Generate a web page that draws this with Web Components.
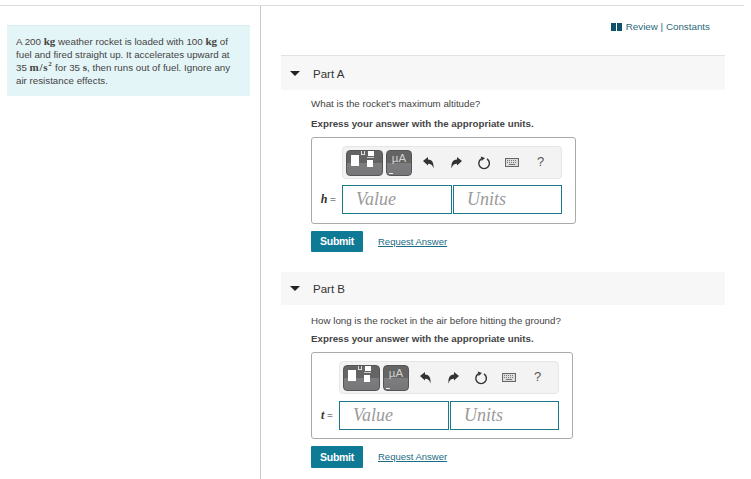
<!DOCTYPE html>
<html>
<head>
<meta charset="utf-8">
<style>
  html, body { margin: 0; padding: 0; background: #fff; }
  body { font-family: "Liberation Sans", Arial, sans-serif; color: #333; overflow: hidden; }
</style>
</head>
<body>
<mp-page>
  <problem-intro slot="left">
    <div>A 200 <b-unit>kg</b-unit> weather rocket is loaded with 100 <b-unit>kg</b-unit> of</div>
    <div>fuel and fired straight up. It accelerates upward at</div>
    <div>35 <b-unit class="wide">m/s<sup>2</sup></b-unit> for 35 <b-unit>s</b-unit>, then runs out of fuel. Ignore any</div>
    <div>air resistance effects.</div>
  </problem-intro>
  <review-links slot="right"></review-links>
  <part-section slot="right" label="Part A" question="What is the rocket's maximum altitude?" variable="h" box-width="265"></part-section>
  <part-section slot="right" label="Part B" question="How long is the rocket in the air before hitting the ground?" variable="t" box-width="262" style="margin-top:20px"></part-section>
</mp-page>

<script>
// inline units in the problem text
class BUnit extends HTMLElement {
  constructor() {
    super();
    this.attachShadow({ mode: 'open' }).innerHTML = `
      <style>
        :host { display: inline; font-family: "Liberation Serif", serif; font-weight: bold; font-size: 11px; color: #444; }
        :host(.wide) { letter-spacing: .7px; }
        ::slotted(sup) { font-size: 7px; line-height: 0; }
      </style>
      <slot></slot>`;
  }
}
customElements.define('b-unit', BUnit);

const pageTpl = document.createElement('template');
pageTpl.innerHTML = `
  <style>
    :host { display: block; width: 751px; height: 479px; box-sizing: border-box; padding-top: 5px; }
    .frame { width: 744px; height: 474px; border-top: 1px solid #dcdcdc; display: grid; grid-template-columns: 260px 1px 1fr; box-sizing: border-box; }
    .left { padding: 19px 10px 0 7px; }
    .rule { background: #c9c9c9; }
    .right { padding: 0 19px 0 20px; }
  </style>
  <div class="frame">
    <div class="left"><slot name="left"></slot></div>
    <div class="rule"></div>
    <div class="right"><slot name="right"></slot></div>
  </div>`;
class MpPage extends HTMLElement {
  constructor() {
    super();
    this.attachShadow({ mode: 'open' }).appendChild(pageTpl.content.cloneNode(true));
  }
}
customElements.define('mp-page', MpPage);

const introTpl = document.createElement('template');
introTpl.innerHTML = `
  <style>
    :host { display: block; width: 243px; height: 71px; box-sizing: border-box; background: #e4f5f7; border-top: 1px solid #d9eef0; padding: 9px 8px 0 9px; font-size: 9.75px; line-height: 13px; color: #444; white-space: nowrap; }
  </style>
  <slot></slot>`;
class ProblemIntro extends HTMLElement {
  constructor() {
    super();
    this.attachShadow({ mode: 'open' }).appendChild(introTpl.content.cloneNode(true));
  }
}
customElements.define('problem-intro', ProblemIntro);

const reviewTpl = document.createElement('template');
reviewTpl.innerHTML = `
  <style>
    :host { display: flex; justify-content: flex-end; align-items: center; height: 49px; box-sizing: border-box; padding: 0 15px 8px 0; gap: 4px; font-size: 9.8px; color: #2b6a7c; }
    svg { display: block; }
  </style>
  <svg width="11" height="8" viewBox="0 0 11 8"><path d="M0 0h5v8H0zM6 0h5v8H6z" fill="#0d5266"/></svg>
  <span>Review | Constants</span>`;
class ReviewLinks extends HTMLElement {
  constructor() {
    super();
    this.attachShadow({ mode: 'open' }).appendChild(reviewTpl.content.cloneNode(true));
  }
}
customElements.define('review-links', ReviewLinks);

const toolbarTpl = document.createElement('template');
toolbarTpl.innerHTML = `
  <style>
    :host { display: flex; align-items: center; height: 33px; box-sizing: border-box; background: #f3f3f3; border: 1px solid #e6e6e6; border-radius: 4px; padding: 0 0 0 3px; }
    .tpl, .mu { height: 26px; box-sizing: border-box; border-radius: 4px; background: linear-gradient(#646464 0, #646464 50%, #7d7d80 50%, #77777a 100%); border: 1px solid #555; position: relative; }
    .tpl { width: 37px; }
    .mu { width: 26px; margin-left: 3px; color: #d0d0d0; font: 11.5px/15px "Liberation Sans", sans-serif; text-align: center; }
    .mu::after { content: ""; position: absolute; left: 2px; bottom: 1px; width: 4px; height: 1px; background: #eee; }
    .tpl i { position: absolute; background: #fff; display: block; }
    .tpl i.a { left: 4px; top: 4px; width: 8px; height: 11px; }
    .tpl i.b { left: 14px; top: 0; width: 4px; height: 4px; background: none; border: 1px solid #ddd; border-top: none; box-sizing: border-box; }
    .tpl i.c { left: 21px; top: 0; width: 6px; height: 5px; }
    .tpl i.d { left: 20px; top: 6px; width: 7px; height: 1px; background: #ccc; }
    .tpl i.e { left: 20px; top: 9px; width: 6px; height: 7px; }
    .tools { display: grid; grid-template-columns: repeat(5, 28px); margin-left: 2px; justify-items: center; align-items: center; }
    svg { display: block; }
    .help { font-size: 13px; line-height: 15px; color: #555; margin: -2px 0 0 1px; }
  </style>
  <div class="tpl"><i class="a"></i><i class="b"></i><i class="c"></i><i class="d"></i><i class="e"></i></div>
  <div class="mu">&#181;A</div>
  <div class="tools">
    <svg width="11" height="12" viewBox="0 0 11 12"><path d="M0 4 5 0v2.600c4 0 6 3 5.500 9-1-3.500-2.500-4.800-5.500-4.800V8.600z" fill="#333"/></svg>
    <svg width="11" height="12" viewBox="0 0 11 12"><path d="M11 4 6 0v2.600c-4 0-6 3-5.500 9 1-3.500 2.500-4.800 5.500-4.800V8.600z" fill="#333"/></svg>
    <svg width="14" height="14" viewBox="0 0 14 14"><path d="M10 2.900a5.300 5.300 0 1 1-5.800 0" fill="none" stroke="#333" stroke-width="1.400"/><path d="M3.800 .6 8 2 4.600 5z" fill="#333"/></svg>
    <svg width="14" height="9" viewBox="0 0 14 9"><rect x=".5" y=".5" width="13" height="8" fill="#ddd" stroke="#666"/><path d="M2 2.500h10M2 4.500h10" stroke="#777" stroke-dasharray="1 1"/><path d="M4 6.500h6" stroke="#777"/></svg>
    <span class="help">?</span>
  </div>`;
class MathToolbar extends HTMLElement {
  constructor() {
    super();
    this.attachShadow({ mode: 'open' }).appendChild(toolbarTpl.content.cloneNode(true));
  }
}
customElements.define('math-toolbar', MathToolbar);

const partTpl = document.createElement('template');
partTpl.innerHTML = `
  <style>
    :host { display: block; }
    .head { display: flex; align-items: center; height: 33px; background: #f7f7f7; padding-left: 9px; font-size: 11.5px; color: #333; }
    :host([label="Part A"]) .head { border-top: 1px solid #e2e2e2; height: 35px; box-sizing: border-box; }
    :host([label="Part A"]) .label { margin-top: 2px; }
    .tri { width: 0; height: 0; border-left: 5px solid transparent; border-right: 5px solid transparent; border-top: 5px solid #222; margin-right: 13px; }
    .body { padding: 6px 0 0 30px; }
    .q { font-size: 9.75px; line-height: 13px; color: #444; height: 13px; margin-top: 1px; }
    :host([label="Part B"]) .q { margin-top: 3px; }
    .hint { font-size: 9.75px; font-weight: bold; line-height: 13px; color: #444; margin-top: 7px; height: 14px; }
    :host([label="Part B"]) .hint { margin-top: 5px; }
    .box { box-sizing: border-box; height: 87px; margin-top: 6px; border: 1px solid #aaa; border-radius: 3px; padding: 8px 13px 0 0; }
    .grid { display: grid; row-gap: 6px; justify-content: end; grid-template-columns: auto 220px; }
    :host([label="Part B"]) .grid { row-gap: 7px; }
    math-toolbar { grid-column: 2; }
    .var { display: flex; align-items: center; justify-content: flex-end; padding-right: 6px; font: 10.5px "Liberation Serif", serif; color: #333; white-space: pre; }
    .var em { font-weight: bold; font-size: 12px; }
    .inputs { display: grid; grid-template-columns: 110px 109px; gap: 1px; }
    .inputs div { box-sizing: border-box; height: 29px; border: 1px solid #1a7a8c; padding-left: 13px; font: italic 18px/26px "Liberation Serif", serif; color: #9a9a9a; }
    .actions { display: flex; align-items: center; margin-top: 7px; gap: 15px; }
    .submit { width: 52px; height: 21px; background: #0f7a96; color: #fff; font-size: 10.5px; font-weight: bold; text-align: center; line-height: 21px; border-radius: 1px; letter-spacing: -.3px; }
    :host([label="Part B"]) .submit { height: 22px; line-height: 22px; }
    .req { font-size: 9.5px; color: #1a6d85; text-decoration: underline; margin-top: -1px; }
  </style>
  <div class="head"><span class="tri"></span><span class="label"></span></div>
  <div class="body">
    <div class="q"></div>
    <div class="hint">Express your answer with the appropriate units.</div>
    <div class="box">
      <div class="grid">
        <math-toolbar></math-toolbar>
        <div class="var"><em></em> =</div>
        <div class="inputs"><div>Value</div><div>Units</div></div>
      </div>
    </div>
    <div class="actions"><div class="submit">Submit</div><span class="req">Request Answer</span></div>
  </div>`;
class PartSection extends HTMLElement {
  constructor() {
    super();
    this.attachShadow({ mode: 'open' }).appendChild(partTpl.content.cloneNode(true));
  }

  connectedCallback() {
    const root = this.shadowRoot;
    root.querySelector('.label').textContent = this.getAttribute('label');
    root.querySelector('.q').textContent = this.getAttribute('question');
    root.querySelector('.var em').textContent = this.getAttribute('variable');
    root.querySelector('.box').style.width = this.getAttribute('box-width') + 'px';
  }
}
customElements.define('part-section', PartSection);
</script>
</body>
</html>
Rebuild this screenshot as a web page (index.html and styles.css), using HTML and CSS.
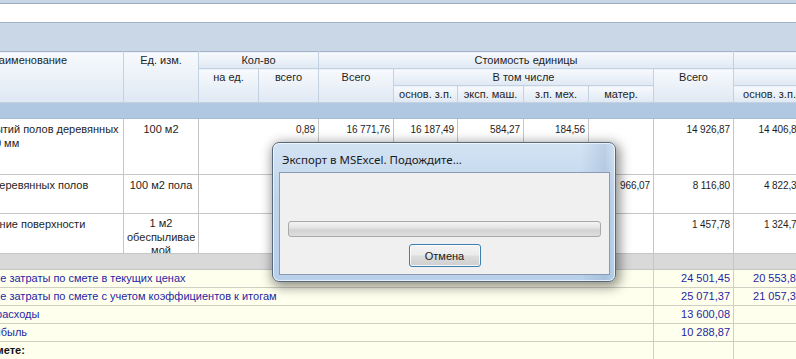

## DIRECTIONS FOR THIS TASK
Say how many lines in the listing above include "with". Give nothing but the number.

## ANSWER FOR THIS EXERCISE
3